Office Depot, Inc.

U.S. SECURITIES AND EXCHANGE COMMISSION

Litigation Release No. 21703/October 21, 2010

Accounting Auditing Enforcement Release No. 3199/October 21, 2010

Securities and Exchange Commission v. Office Depot, Inc., Civ. Action No. 9:10-cv-81239 (S.D. Fla. Oct. 21, 2010)

SEC CHARGES OFFICE DEPOT WITH IMPROPER DISCLOSURES TO ANALYSTS

The Securities and Exchange Commission today announced an enforcement action against Office Depot, Inc. for violating fair disclosure regulations when selectively conveying to analysts and institutional investors that the company would not meet analysts' earnings estimates. The SEC also charged Office Depot with unrelated accounting violations.

Regulation FD requires that when issuers disclose material nonpublic information, they must make broad public disclosure of that information. The SEC's alleges that as they neared the end of Office Depot's second quarter for 2007, the company's CEO and then-CFO discussed how to encourage analysts to revisit their analysis of the company. Office Depot then made a series of one-on-one calls to analysts. The company did not directly state that it would not meet analysts' expectations, but rather this message was signaled with references to recent public statements of comparable companies about the impact of the slowing economy on their earnings. The analysts also were reminded of Office Depot's prior cautionary public statements. Analysts promptly lowered their estimates for the period in response to the calls. Office Depot did not regularly initiate these types of calls to all analysts covering the company.

The SEC's complaint alleges that Office Depot's CEO, in an attempt to get analysts to lower their estimates, proposed to the company's CFO that the company talk to the analysts and refer them to recent public announcements by two comparable companies about their financial results being impacted by the slowing economy. The CEO further suggested that Office Depot point out on its calls what the company had said in prior public conference calls in April and May 2007. The CFO then assisted Office Depot's investor relations personnel in preparing talking points for the calls.

According to the SEC's complaint, the CEO and CFO were not present during the calls but were aware of the analysts' declining estimates while the company made the calls. They encouraged the calls to be completed. Office Depot continued to make the calls despite the CFO being notified of some analysts' concerns about the lack of public disclosure among other things.
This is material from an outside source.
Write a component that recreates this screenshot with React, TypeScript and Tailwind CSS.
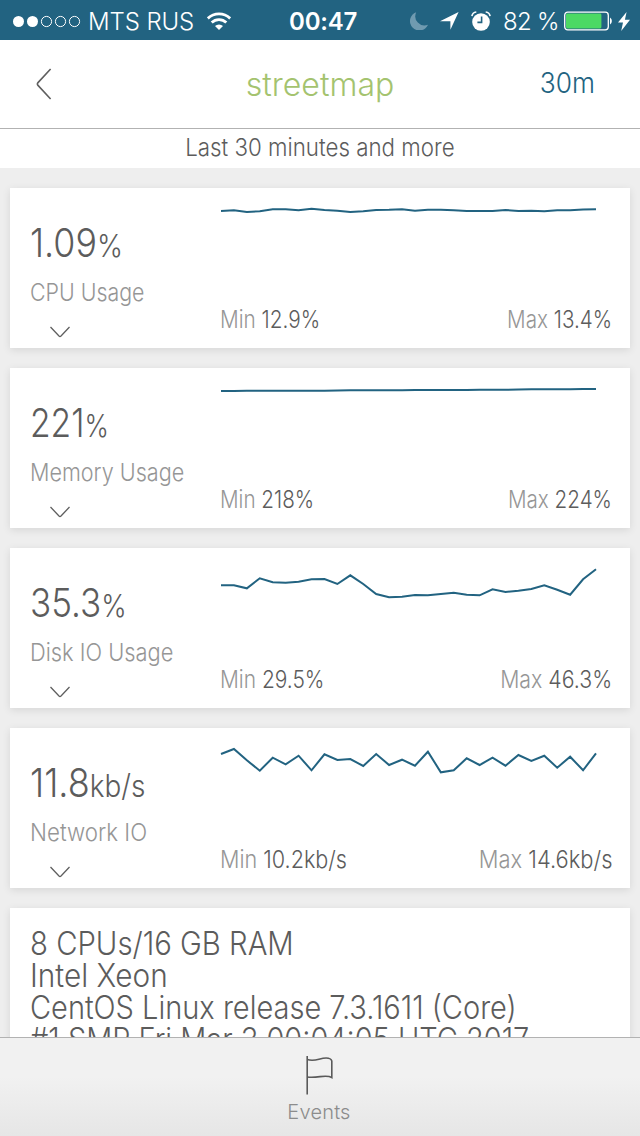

Six days after the calls began, Office Depot filed a Form 8-K announcing that its sales and earnings would be negatively impacted due to a continued soft economy. Before that Form 8-K was filed, Office Depot's share price had significantly dropped on increased trading volume.

Unrelated to these Regulation FD violations, the SEC also charged Office Depot with overstating its net earnings in its financial statements for the third quarter of 2006 through the second quarter of 2007 as a result of accounting violations. The SEC alleges that Office Depot prematurely recognized approximately $30 million in funds received from vendors in exchange for the company's merchandising and marketing efforts instead of recognizing the funds over the relevant reporting periods in a manner consistent with Generally Accepted Accounting Principles. In November 2007, the company restated those financials and announced a material weakness in its internal controls over financial reporting that resulted from the failure of its personnel responsible for negotiating agreements with vendors to communicate all of the relevant information to financial accounting personnel.

Office Depot agreed to settle the SEC's charges without admitting or denying the allegations, and will pay a $1 million penalty. Office Depot also consented to the entry of an administrative order in a separate proceeding requiring it to cease and desist from committing or causing any violations and any future violations of Sections 13(a), 13(b)(2)(A), and 13(b)(2)(B) of the Securities Exchange Act of 1934 and Rules 12b-20, 13a-1, and 13a-13 thereunder, and Regulation FD.